> EXERCISE AIM
Your task is to retype, word for word, the lines from the start of the data through the line holding "type Tone = 'plain'". Do not include the pictures.

> RECORDED DATA
[start]

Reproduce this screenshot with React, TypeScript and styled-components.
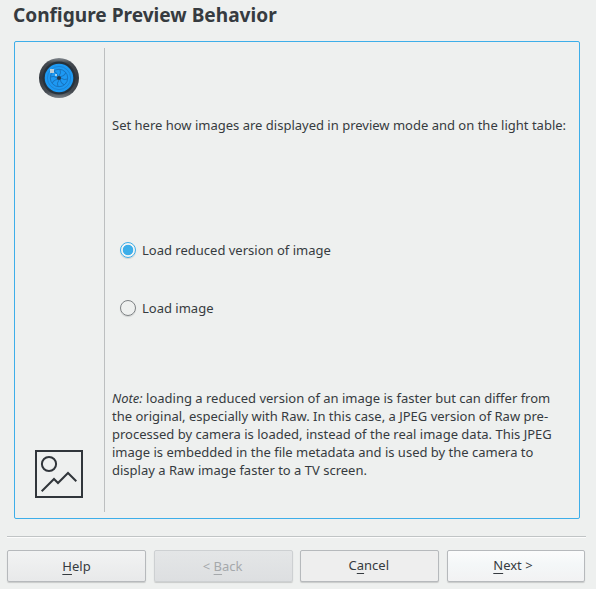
import React from 'react';
import styled, { createGlobalStyle, css } from 'styled-components';

const GlobalStyle = createGlobalStyle`
  * { box-sizing: border-box; }
  body {
    margin: 0;
    background: #eef0ef;
    color: #363b40;
    font: 13px/18px "Noto Sans", sans-serif;
  }
`;

const Dialog = styled.div`
  display: flex;
  flex-direction: column;
  width: 596px;
  height: 589px;
  overflow: hidden;
`;

const Title = styled.h1`
  margin: 0;
  height: 41px;
  padding: 2px 0 0 13px;
  font-size: 19.1px;
  line-height: 26px;
  font-weight: 700;
  white-space: nowrap;
`;

const Panel = styled.main`
  display: flex;
  width: 566px;
  height: 478px;
  margin-left: 14px;
  padding: 6px 0;
  border: 1px solid #3daee9;
  border-radius: 2px;
`;

const SideBar = styled.aside`
  display: flex;
  flex-direction: column;
  justify-content: space-between;
  width: 90px;
  height: 464px;
  padding: 10px 0 14px;
  border-right: 1px solid #bcbfc0;

  svg { display: block; }
  svg:first-child { margin-left: 24px; }
  svg:last-child { margin-left: 20px; }
`;

const Content = styled.section`
  display: flex;
  flex-direction: column;
  padding: 68px 0 0 7px;
  white-space: nowrap;
`;

const Intro = styled.p`
  margin: 0 0 107px;
`;

const Options = styled.div`
  display: flex;
  flex-direction: column;
  gap: 40px;
  padding-left: 8px;
`;

const Option = styled.label`
  display: flex;
  align-items: center;
  gap: 6px;
  height: 18px;
`;

const Radio = styled.input`
  appearance: none;
  width: 16px;
  height: 16px;
  margin: 0;
  border: 1px solid #7d8184;
  border-radius: 50%;
  box-shadow: 0 1px 1px rgba(0, 0, 0, 0.12);

  &:checked {
    border-color: #3daee9;
    background: radial-gradient(circle, #3daee9 4.9px, #f2f4f4 5.6px);
  }
`;

const Note = styled.p`
  margin: 72px 0 0;
`;

const Divider = styled.hr`
  width: 579px;
  height: 2px;
  margin: 17px 0 12px 7px;
  border: 0;
  border-top: 1px solid #c0c4c5;
  border-bottom: 1px solid #fcfcfc;
`;

const ButtonBar = styled.footer`
  display: flex;
  justify-content: space-between;
  width: 578px;
  margin-left: 7px;
`;

type Tone = 'plain' | 'disabled' | 'flat' | 'primary';

const tones = {
  plain: css`background: linear-gradient(#f2f3f3, #e8e9ea);`,
  disabled: css`
    background: linear-gradient(#e4e6e7, #dddfe1);
    border-color: #cdd0d2;
    color: #a5a8ab;
  `,
  flat: css`background: #eeeeee;`,
  primary: css`
    width: 138px;
    background: linear-gradient(#fbfcfc, #f4f7f8 45%, #f2f2f3);
  `,
};

const Button = styled.button<{ $tone: Tone }>`
  width: 139px;
  height: 32px;
  padding: 0;
  border: 1px solid #b6b9bc;
  border-radius: 2px;
  box-shadow: 0 1px 1px rgba(0, 0, 0, 0.16);
  color: #363b40;
  font: inherit;
  ${({ $tone }) => tones[$tone]}
`;

const ButtonLabel = styled.span<{ $rise?: number; $shift?: number }>`
  display: block;
  padding-bottom: ${({ $rise = 0 }) => $rise * 2}px;
  padding-right: ${({ $shift = 0 }) => $shift * 2}px;
`;

const Key = styled.u`
  text-decoration-thickness: 1px;
  text-underline-offset: 3px;
  text-decoration-skip-ink: none;
`;

const LensIcon = () => (
  <svg width="40" height="40" viewBox="0 0 40 40">
    <defs>
      <linearGradient id="rim" x1="0" y1="0" x2="0" y2="1">
        <stop offset="0" stopColor="#858b91" />
        <stop offset=".12" stopColor="#444a50" />
        <stop offset=".5" stopColor="#33383e" />
        <stop offset=".85" stopColor="#464c52" />
        <stop offset="1" stopColor="#7a8086" />
      </linearGradient>
    </defs>
    <circle cx="20" cy="20" r="20" fill="url(#rim)" />
    <circle cx="20" cy="20" r="16.5" fill="#26323c" />
    <circle cx="20" cy="20" r="14.3" fill="#1d99f3" />
    <g fill="none" stroke="#1873bd" strokeWidth="1">
      <circle cx="20" cy="20" r="11.6" stroke="#1b84d5" />
      <circle cx="20" cy="20" r="8.7" />
      {[0, 45, 90, 135, 180, 225, 270, 315].map((angle) => (
        <path key={angle} d="M20 18Q22.6 15 21 11.5" transform={`rotate(${angle} 20 20)`} />
      ))}
    </g>
    <circle cx="20" cy="20" r="2.1" fill="#273948" />
    <rect x="11" y="11" width="4" height="4" fill="#bdcdd6" />
    <rect x="16" y="16" width="2" height="2" fill="#a9d3ec" />
  </svg>
);

const PictureIcon = () => (
  <svg width="48" height="48" viewBox="0 0 48 48" fill="none" stroke="#31363b" strokeWidth="2">
    <rect x="1" y="1" width="46" height="46" />
    <circle cx="14" cy="14" r="7.1" />
    <path d="M6.7 41.3 19 29l4 4 10-10 8.3 8.3" />
  </svg>
);

export default function App() {
  return (
    <>
      <GlobalStyle />
      <Dialog>
        <Title>Configure Preview Behavior</Title>
        <Panel>
          <SideBar>
            <LensIcon />
            <PictureIcon />
          </SideBar>
          <Content>
            <Intro>Set here how images are displayed in preview mode and on the light table:</Intro>
            <Options>
              <Option><Radio type="radio" name="load" defaultChecked />Load reduced version of image</Option>
              <Option><Radio type="radio" name="load" />Load image</Option>
            </Options>
            <Note>
              <em>Note:</em> loading a reduced version of an image is faster but can differ from<br />
              the original, especially with Raw. In this case, a JPEG version of Raw pre-<br />
              processed by camera is loaded, instead of the real image data. This JPEG<br />
              image is embedded in the file metadata and is used by the camera to<br />
              display a Raw image faster to a TV screen.
            </Note>
          </Content>
        </Panel>
        <Divider />
        <ButtonBar>
          <Button $tone="plain"><ButtonLabel><Key>H</Key>elp</ButtonLabel></Button>
          <Button $tone="disabled" disabled><ButtonLabel $shift={0.5}>&lt; <Key>B</Key>ack</ButtonLabel></Button>
          <Button $tone="flat"><ButtonLabel $rise={1} $shift={1}>C<Key>a</Key>ncel</ButtonLabel></Button>
          <Button $tone="primary"><ButtonLabel $rise={1} $shift={3}><Key>N</Key>ext &gt;</ButtonLabel></Button>
        </ButtonBar>
      </Dialog>
    </>
  );
}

[end]

> OUTPUT OF THE EXERCISE
Reproduce this screenshot with React, TypeScript and styled-components.
import React from 'react';
import styled, { createGlobalStyle, css } from 'styled-components';

const GlobalStyle = createGlobalStyle`
  * { box-sizing: border-box; }
  body {
    margin: 0;
    background: #eef0ef;
    color: #363b40;
    font: 13px/18px "Noto Sans", sans-serif;
  }
`;

const Dialog = styled.div`
  display: flex;
  flex-direction: column;
  width: 596px;
  height: 589px;
  overflow: hidden;
`;

const Title = styled.h1`
  margin: 0;
  height: 41px;
  padding: 2px 0 0 13px;
  font-size: 19.1px;
  line-height: 26px;
  font-weight: 700;
  white-space: nowrap;
`;

const Panel = styled.main`
  display: flex;
  width: 566px;
  height: 478px;
  margin-left: 14px;
  padding: 6px 0;
  border: 1px solid #3daee9;
  border-radius: 2px;
`;

const SideBar = styled.aside`
  display: flex;
  flex-direction: column;
  justify-content: space-between;
  width: 90px;
  height: 464px;
  padding: 10px 0 14px;
  border-right: 1px solid #bcbfc0;

  svg { display: block; }
  svg:first-child { margin-left: 24px; }
  svg:last-child { margin-left: 20px; }
`;

const Content = styled.section`
  display: flex;
  flex-direction: column;
  padding: 68px 0 0 7px;
  white-space: nowrap;
`;

const Intro = styled.p`
  margin: 0 0 107px;
`;

const Options = styled.div`
  display: flex;
  flex-direction: column;
  gap: 40px;
  padding-left: 8px;
`;

const Option = styled.label`
  display: flex;
  align-items: center;
  gap: 6px;
  height: 18px;
`;

const Radio = styled.input`
  appearance: none;
  width: 16px;
  height: 16px;
  margin: 0;
  border: 1px solid #7d8184;
  border-radius: 50%;
  box-shadow: 0 1px 1px rgba(0, 0, 0, 0.12);

  &:checked {
    border-color: #3daee9;
    background: radial-gradient(circle, #3daee9 4.9px, #f2f4f4 5.6px);
  }
`;

const Note = styled.p`
  margin: 72px 0 0;
`;

const Divider = styled.hr`
  width: 579px;
  height: 2px;
  margin: 17px 0 12px 7px;
  border: 0;
  border-top: 1px solid #c0c4c5;
  border-bottom: 1px solid #fcfcfc;
`;

const ButtonBar = styled.footer`
  display: flex;
  justify-content: space-between;
  width: 578px;
  margin-left: 7px;
`;

type Tone = 'plain' | 'disabled' | 'flat' | 'primary';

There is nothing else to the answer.